Six to eight months into your first job and you are already experiencing fatigue, as you didn’t have time to learn how to pace yourself and you’re not even close to being able to organise your own work, let alone plan your work. If you were lucky enough, you had a great project manager, that didn’t let you overwork yourself by not organising your work.

You don’t know how to pace yourself, or organise yourself.

Within your last 3 months in your job, you’re starting to wear out the “Remember that first project I did? That was fast as hell and very accurate, I just don’t know what changed and why I don’t perform as well now.” and you start getting subtle complaints from your boss.

You will probably end up quitting your job before your employer gets the chance to end it for you, and you will feel like you need a short break. After all, you’ve had a very very busy year, and the reason you stopped performing is because you got so tired.

During this first break, you’re not actually taking a break from coding, you’re just taking a break from doing it full time for someone else, instead you do it full time for yourself. You start polishing that little environment of yours, which turned into a big hog that you don’t really understand.

You don’t know how to organise your applications.

That’s how the first rewrite crawls it’s way into your life. You start rewriting small bits of your environment, but you soon realise that these new fresh and polished parts have nothing to do with what you were actually rewriting, and they don’t really fit into your old environment, so instead of rewriting 2 small parts, you end up rewriting 2 small parts and then rewriting the whole environment, based and wrapped around those 2 small parts. Chances are those 2 small parts aren’t key parts and you’ve just rewritten a whole environment around the wrong idea and solving the wrong problem.

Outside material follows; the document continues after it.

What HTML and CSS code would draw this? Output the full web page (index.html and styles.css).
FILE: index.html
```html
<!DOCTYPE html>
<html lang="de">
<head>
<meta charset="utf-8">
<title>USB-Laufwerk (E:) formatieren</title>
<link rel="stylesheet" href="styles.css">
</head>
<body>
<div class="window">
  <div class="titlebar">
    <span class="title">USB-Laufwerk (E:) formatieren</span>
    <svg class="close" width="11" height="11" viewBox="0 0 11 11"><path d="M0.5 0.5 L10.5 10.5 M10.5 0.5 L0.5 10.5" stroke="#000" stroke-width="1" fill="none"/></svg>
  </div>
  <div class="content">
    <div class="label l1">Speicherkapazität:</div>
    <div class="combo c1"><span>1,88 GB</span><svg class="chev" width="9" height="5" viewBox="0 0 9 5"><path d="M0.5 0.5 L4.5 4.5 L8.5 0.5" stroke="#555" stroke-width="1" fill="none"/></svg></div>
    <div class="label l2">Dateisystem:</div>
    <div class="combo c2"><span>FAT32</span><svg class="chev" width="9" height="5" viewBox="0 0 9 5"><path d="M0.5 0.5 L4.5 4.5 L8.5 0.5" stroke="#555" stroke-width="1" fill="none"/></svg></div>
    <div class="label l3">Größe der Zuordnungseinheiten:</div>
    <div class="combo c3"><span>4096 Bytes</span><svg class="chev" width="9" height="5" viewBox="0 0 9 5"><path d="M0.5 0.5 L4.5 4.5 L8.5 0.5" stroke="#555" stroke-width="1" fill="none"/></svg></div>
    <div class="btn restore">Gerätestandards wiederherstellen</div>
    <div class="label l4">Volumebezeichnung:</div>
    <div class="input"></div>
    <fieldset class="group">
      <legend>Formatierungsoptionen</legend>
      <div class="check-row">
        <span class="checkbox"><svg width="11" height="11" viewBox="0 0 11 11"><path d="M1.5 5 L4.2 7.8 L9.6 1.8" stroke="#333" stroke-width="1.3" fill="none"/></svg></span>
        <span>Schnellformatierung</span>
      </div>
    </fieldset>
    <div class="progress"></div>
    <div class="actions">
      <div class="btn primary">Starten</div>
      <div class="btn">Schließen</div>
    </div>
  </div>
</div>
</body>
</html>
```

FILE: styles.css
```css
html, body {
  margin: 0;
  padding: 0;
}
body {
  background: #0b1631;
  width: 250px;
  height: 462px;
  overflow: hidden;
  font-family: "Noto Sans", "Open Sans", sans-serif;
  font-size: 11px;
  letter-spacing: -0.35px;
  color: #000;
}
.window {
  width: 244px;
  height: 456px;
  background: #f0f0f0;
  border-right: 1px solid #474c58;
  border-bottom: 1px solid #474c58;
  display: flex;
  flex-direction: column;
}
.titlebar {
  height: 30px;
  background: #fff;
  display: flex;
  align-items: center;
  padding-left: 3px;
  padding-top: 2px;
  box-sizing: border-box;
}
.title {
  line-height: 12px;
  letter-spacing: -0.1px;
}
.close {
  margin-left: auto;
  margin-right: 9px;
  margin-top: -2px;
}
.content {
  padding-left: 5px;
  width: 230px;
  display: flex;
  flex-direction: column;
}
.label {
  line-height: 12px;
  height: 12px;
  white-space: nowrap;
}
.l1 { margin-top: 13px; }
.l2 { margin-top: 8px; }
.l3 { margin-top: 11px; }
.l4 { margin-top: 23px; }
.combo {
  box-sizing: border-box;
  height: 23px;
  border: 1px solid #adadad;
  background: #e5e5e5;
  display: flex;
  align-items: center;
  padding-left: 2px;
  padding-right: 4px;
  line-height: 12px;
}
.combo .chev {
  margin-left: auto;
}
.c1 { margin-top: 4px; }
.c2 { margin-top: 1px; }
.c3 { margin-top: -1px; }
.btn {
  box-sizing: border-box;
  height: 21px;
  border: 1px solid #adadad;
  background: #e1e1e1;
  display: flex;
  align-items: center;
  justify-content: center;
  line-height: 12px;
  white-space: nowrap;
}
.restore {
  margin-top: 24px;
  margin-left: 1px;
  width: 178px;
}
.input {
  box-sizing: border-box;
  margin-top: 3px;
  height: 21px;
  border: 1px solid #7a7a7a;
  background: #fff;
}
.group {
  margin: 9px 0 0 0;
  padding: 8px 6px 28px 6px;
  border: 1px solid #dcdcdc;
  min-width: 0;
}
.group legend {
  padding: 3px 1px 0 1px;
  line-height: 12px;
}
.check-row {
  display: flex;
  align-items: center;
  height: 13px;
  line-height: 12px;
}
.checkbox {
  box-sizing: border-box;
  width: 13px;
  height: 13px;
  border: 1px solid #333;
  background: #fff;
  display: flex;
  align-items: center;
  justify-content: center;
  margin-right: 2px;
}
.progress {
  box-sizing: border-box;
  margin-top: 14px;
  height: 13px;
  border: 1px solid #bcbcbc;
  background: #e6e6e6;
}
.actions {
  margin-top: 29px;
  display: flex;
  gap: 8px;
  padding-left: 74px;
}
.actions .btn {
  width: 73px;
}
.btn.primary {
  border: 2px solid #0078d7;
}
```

You can’t identify the real problem.

Now that you’ve rewritten your environment, you brushed up your skills on abstract classes and magic methods. You are very impressed with your recent work and feel like you’ve achieved a new level and that you’re definitely back on track and ready to start a new job.

First weeks into your new job and you’re already sloppy, missing even the simplest of deadlines and not really performing as you did while working for yourself. You start questioning if you are really a full time person, or maybe you’re more suited for a freelancer’s job. Then you start thinking about the problem and the more you think about it, the more you realise that everything went wrong since you rewrote your environment. After much consideration and thought, you go back to your old environment, but not before you archive and store your new, polished environment, for later use. After all, you’re just trying to prove yourself it’s not actually the environment that’s the problem.

You don’t adapt to new environments easily, no matter how good they are.

Three months into your new job and you’re still using your old environment, you’re so much more productive and everything just seems to work.

You can’t tell a solved problem, from a shifted problem.

You eventually leave this job as well as you feel you’re not really learning anything new and go to a more challenging, more mature company.

That’s when you realise you don’t know anything about programming or the web, you start learning new concepts and polishing the ones you already thought you knew, but didn’t really.

You’re now ready to start learning programming.

You can learn a programming language in 30 days, and if you keep at it 14 hours a day, for the full 30 days, you will probably be great at hacking things into place and delivering things that sort of work.

It takes at least 4 years to figure out the basic problems you might stumble upon on a day to day basis while programming and to learn how to deal with them. It’s not skill that’s valuable, it’s knowing how you can go wrong and being able to anticipate it, or at least realise when and where you were wrong.

How much of your path to a programmer is reflected in this little story?

There is 1 comment in this article:

  1. 18/02/2010Valentin say:

    I should warn you that this path is mostly tied to web programming. Only here can you see the fastest results, without learning all the details beneath.